Enter “Titanic” in the Project Name field. Keep the Private mode selected under Project Visibility. Then select the green Create button.
Now we are ready to upload our data to our dataset in our newly created project. Find the Data tab under MATERIALS in the blue left sidebar. Click on Titanic under the Your Datasets section as seen in the screenshot below.
Find the Upload Files button in the top right corner and upload the train.csv and test.csv files which you downloaded from Kaggle in the Introduction section of this document. Your Dataset should look like the screenshot below when you are done.
Now we are ready for data preprocessing.
Data Preprocessing
We need to do some preprocessing on the data we uploaded to our dataset in order to use it in a XGBoost model. We are going to use a Workspace to write some code to manipulate our data. Go to the blue tab on the left and click on Workspaces under RUN.
Your screen should look like the screenshot above. Click on the Jupyter button under “Choose an IDE to get Started” but take note of all the options available for Workspaces in case you would prefer a different IDE for your own projects. You should see a popup like the screenshot below. Enter “Preprocessing” in the Workspace Name field. Keep the Workspace Environment set to the default setting and change Hardware Tier to Medium. Notice how our Titanic dataset is already selected in the Data section in the left tab. Then click the green Launch Now button in the bottom right corner.

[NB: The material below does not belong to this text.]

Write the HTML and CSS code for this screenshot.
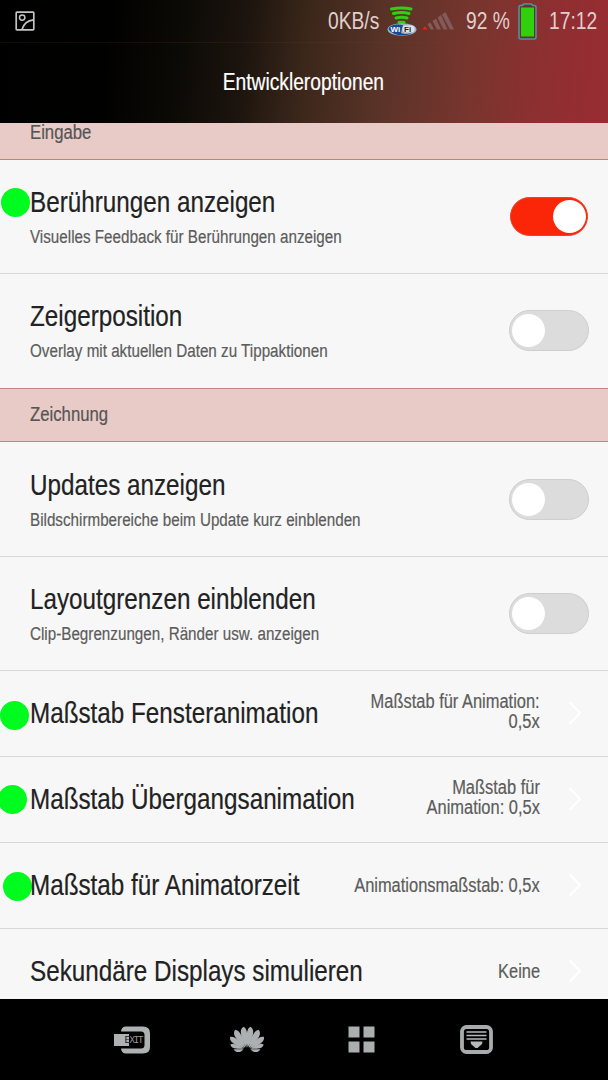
FILE: index.html
```html
<!DOCTYPE html>
<html lang="de">

<head>
    <meta charset="UTF-8">
    <meta name="viewport" content="width=device-width, initial-scale=1.0">
    <title>Entwickleroptionen</title>
    <link rel="stylesheet" href="styles.css">
</head>

<body>
    <div class="header">
        <div class="statusbar">
            <svg class="icon-picture" width="20" height="20" viewBox="0 0 20 20" fill="none" stroke="#c4c4c4" stroke-width="1.7">
                <rect x="1.2" y="1.2" width="17.6" height="17.6" rx="0.8"/>
                <circle cx="7.200" cy="6.600" r="2.700" stroke-width="1.500"/>
                <path d="M7 18.500C8.500 13 12 9.500 18.500 8.800"/>
            </svg>
            <span class="speed">0KB/s</span>
            <svg class="icon-wifi" width="30" height="31" viewBox="0 0 30 31">
                <g fill="none" stroke="#2fd00c" stroke-width="3" stroke-linecap="round">
                    <path d="M4.500 3Q15 0.800 24 3"/>
                    <path d="M6.500 7.500Q15 5.500 22 7.500"/>
                    <path d="M9 12Q15 10.500 20 12"/>
                    <path d="M12 16.200H17"/>
                </g>
                <ellipse cx="15" cy="23.500" rx="14.500" ry="6.200" fill="#9eb3bf"/>
                <path d="M1.500 23C3 18 12 18 16 19L14 27C18 29 25 28 27 25C23 31 6 31 1.500 23Z" fill="#174a93"/>
                <rect x="15.500" y="19.500" width="12" height="7" rx="3" fill="#dfe3e5"/>
                <text class="wifi-text" x="3.500" y="26" fill="#fff">Wi</text>
                <text class="wifi-text" x="17" y="26" fill="#222">Fi</text>
            </svg>
            <svg class="icon-signal" width="32" height="18" viewBox="0 0 32 18">
                <path d="M0 17.500L3 14L5.500 17.500Z" fill="#f31c10"/>
                <g fill="#84595a">
                    <path d="M5.500 12L8.500 10.500L12 17.500H8.500Z"/>
                    <path d="M10.500 9L14 6.500L19 17.500H15Z"/>
                    <path d="M15.500 5.500L19 3L25.500 17.500H21.500Z"/>
                    <path d="M20 2.500L23.500 0L32 17.500H28Z"/>
                </g>
            </svg>
            <span class="percent">92 %</span>
            <svg class="icon-battery" width="19" height="37" viewBox="0 0 19 37">
                <path d="M4 2.500L6 1H13L15 2.500H16.500Q18 2.500 18 4V34.500Q18 36 16.500 36H2.500Q1 36 1 34.500V4Q1 2.500 2.500 2.500Z" fill="#6b2f32" stroke="#4e929d" stroke-width="1.600"/>
                <rect x="3" y="4.500" width="13" height="29" fill="#2fd00c"/>
            </svg>
            <span class="clock">17:12</span>
        </div>
        <h1>Entwickleroptionen</h1>
    </div>

    <div class="content">
        <div class="section first"><h2>Eingabe</h2></div>
        <div class="row">
            <i class="dot dot-touch"></i>
            <div class="label">
                <p class="name">Berührungen anzeigen</p>
                <p class="desc">Visuelles Feedback für Berührungen anzeigen</p>
            </div>
            <div class="switch on"></div>
        </div>
        <div class="row last">
            <div class="label">
                <p class="name">Zeigerposition</p>
                <p class="desc">Overlay mit aktuellen Daten zu Tippaktionen</p>
            </div>
            <div class="switch"></div>
        </div>

        <div class="section"><h2>Zeichnung</h2></div>
        <div class="row">
            <div class="label">
                <p class="name">Updates anzeigen</p>
                <p class="desc">Bildschirmbereiche beim Update kurz einblenden</p>
            </div>
            <div class="switch"></div>
        </div>
        <div class="row">
            <div class="label">
                <p class="name">Layoutgrenzen einblenden</p>
                <p class="desc">Clip-Begrenzungen, Ränder usw. anzeigen</p>
            </div>
            <div class="switch"></div>
        </div>
        <div class="row small">
            <i class="dot dot-window"></i>
            <p class="name">Maßstab Fensteranimation</p>
            <p class="value two-lines">Maßstab für Animation:<br>0,5x</p>
            <svg class="arrow" width="14" height="26" viewBox="0 0 14 26"><path d="M1.500 2L12 13L1.500 24"/></svg>
        </div>
        <div class="row small">
            <i class="dot dot-transition"></i>
            <p class="name">Maßstab Übergangsanimation</p>
            <p class="value two-lines">Maßstab für<br>Animation: 0,5x</p>
            <svg class="arrow" width="14" height="26" viewBox="0 0 14 26"><path d="M1.500 2L12 13L1.500 24"/></svg>
        </div>
        <div class="row small">
            <i class="dot dot-animator"></i>
            <p class="name">Maßstab für Animatorzeit</p>
            <p class="value">Animationsmaßstab: 0,5x</p>
            <svg class="arrow" width="14" height="26" viewBox="0 0 14 26"><path d="M1.500 2L12 13L1.500 24"/></svg>
        </div>
        <div class="row small cut">
            <p class="name">Sekundäre Displays simulieren</p>
            <p class="value">Keine</p>
            <svg class="arrow" width="14" height="26" viewBox="0 0 14 26"><path d="M1.500 2L12 13L1.500 24"/></svg>
        </div>
    </div>

    <div class="navbar">
        <svg width="36" height="28" viewBox="0 0 36 28">
            <path d="M7 5.500Q7.500 0.500 12 0.500H29Q36 0.500 36 7V21Q36 27.500 29 27.500H12Q7.500 27.500 7 22.500H27Q30.500 22.500 30.500 19V9Q30.500 5.500 27 5.500Z" fill="#aeb2b3"/>
            <rect x="0" y="8" width="15" height="12" fill="#aeb2b3"/>
            <text class="exit-text" x="10.500" y="17" fill="#111">E</text>
            <text class="exit-text" x="15.500" y="17" fill="#999" textLength="14">XIT</text>
        </svg>
        <svg class="icon-flower" width="34" height="28" viewBox="0 0 34 28" fill="#adb0b1">
            <defs>
                <path id="petal" d="M0 0C-2.500 -6 -3.600 -12 -3 -16.500Q-2 -20.500 0.800 -21Q3 -19 3 -16C3.200 -11 2 -5 0 0Z"/>
            </defs>
            <g id="half">
                <use href="#petal" transform="translate(16.300 21.500) rotate(-9)"/>
                <use href="#petal" transform="translate(15.300 21.800) rotate(-31) scale(0.980)"/>
                <use href="#petal" transform="translate(14.500 22) rotate(-54) scale(0.860)"/>
                <use href="#petal" transform="translate(13.800 22.400) rotate(-76) scale(0.660)"/>
                <path d="M13.500 23.200H3.500C6 27 10.500 27 13.500 23.200Z"/>
            </g>
            <use href="#half" transform="translate(34 0) scale(-1 1)"/>
        </svg>
        <svg width="27" height="27" viewBox="0 0 27 27" fill="#abafaf">
            <rect x="0.500" y="0.500" width="11" height="11"/>
            <rect x="15.500" y="0.500" width="11" height="11"/>
            <rect x="0.500" y="15.500" width="11" height="11"/>
            <rect x="15.500" y="15.500" width="11" height="11"/>
        </svg>
        <svg class="icon-menu" width="33" height="29" viewBox="0 0 33 29">
            <rect x="2" y="2" width="29" height="25" rx="4.500" fill="none" stroke="#a9acad" stroke-width="3.800"/>
            <path d="M6.500 7H26.500M6.500 10.500H26.500M6.500 14H26.500" stroke="#b6b9ba" stroke-width="1.500"/>
            <path d="M10.500 16.500H22.500L22 19L17.500 23H15.500L11 19Z" fill="#b6b9ba"/>
        </svg>
    </div>
</body>

</html>
```
FILE: styles.css
```css
body {
    font-family: "Liberation Sans Narrow", "Liberation Sans", sans-serif;
    background-color: #000;
    color: #222;
    margin: 0;
    padding: 0;
    height: 1080px;
    display: flex;
    flex-direction: column;
    overflow: hidden;
}

h1, h2, p {
    margin: 0;
    font-weight: normal;
    white-space: nowrap;
}

/* condensed look for all labels */
h1, h2, .name, .desc, .value, .statusbar span {
    transform: scaleX(0.836);
    transform-origin: left;
    -webkit-text-stroke: 0.2px currentColor;
}

.header {
    height: 123px;
    flex: none;
    background: linear-gradient(96deg, #000 0%, #010100 18%, #0c0a06 30%, #1c140e 40%, #3b271a 50%, #5a3328 63%, #78352e 77%, #8e2f31 89%, #982c33 100%);
    color: #fff;
}

.statusbar {
    box-sizing: border-box;
    height: 43px;
    padding: 0 10px 0 15px;
    display: flex;
    align-items: center;
    border-bottom: 1px solid rgba(130, 60, 40, 0.16);
    color: #e0d0cd;
    font-size: 23px;
}

.statusbar span {
    white-space: nowrap;
    -webkit-text-stroke: 0;
}

.statusbar svg {
    flex: none;
}

.speed {
    width: 51px;
    margin-left: auto;
}

.icon-wifi {
    margin-left: 8px;
}

.icon-signal {
    margin-left: 5px;
}

.percent {
    width: 44px;
    margin-left: 12px;
}

.icon-battery {
    margin-left: 8px;
}

.clock {
    width: 49px;
    margin-left: 12px;
}

.wifi-text {
    font: bold 8px "Liberation Sans", sans-serif;
}

.header h1 {
    font-size: 23px;
    line-height: 79px;
    text-align: center;
    transform-origin: 300px;
}

.content {
    height: 876px;
    flex: none;
    background-color: #f7f7f7;
}

.section {
    box-sizing: border-box;
    height: 54px;
    margin-bottom: 1px;
    padding-left: 30px;
    background-color: #e8cbc7;
    border-top: 1px solid #c68680;
    border-bottom: 1px solid #d27c76;
    color: #555;
}

.section h2 {
    font-size: 20px;
    line-height: 51px;
}

.section.first {
    height: 37px;
    margin-bottom: 0;
    border-top: 0;
}

.section.first h2 {
    line-height: 18px;
}

.row {
    position: relative;
    box-sizing: border-box;
    height: 114px;
    padding: 0 19px 0 30px;
    display: flex;
    align-items: center;
    border-bottom: 1px solid #d8d8d8;
}

.row.last {
    border-bottom-color: #f7f7f7;
}

.row.small {
    height: 86px;
    padding: 0 25px 2px 30px;
}

.row.cut {
    height: 70px;
    padding-top: 15px;
    border-bottom: 0;
}

.label {
    flex: 1;
    min-width: 0;
    padding-top: 3px;
}

.name {
    font-size: 29px;
    line-height: 36px;
}

.row.small .name {
    flex: 1;
    min-width: 0;
}

.desc {
    margin-top: 3px;
    color: #5c5c5c;
    font-size: 18px;
    line-height: 29px;
    transform: scaleX(0.845);
}

.value {
    flex: none;
    color: #5c5c5c;
    font-size: 20px;
    line-height: 20px;
    text-align: right;
    transform: scaleX(0.822);
    transform-origin: right;
}

.value.two-lines {
    margin-bottom: 4px;
}

.arrow {
    flex: none;
    margin-left: 28px;
    margin-right: 1px;
    fill: none;
    stroke: #fff;
    stroke-width: 2;
}

.switch {
    box-sizing: border-box;
    flex: none;
    width: 80px;
    height: 41px;
    padding: 3px 2px;
    display: flex;
    border: 1px solid #cecece;
    border-radius: 21px;
    background-color: #dcdcdc;
}

.switch::before {
    content: "";
    width: 33px;
    height: 33px;
    border-radius: 50%;
    background-color: #fff;
}

.switch.on {
    width: 78px;
    height: 39px;
    margin-right: 1px;
    padding: 2px 1px;
    justify-content: flex-end;
    border-color: #e8442c;
    background-color: #fb2607;
}

/* markers on the recommended settings */
.dot {
    position: absolute;
    width: 29px;
    height: 29px;
    border-radius: 50%;
    background-color: #00fb1e;
}

.dot-touch {
    left: 1px;
    top: 28px;
}

.dot-window {
    left: 0;
    top: 30px;
}

.dot-transition {
    left: -2px;
    top: 28px;
}

.dot-animator {
    left: 3px;
    top: 29px;
}

.navbar {
    height: 81px;
    flex: none;
    padding-left: 114px;
    box-sizing: border-box;
    display: flex;
    align-items: center;
    gap: 84px;
    background-color: #000;
}

.icon-flower {
    margin-left: -4px;
}

.icon-menu {
    margin-left: 1px;
}

.exit-text {
    font: 9px "DejaVu Sans Mono", monospace;
}
```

You may need to wait a minute or two for the Workspace to fully load after clicking the Launch Now button. Then you should land on a Jupyter notebook home page. You are then going to want to clone this GitHub repository (https://github.com/michaelabuchanan/domino_guide). Click on the Upload button towards the top right corner and select the preprocessing.ipynb file from the GitHub repository you just cloned. Click on the file after it’s done uploading and a Jupyter Notebook instance should start for you. Select Cell on the top toolbar and click “Run All”. This preprocessing file is extremely basic and essentially only does the bare minimum to get this data to run in our XGBoost model. I would recommend doing much more involved preprocessing for any actual projects you may undertake. Pay attention to the last cell as it shows how to save a file back to the dataset we created in Domino. Also note that in order to see the notebook files we have created in our workspace in the Files section in the Titanic project, not just in the workspace, you need to click on File Changes in the left-most toolbar and then click Sync All Changes as shown in the screenshot below.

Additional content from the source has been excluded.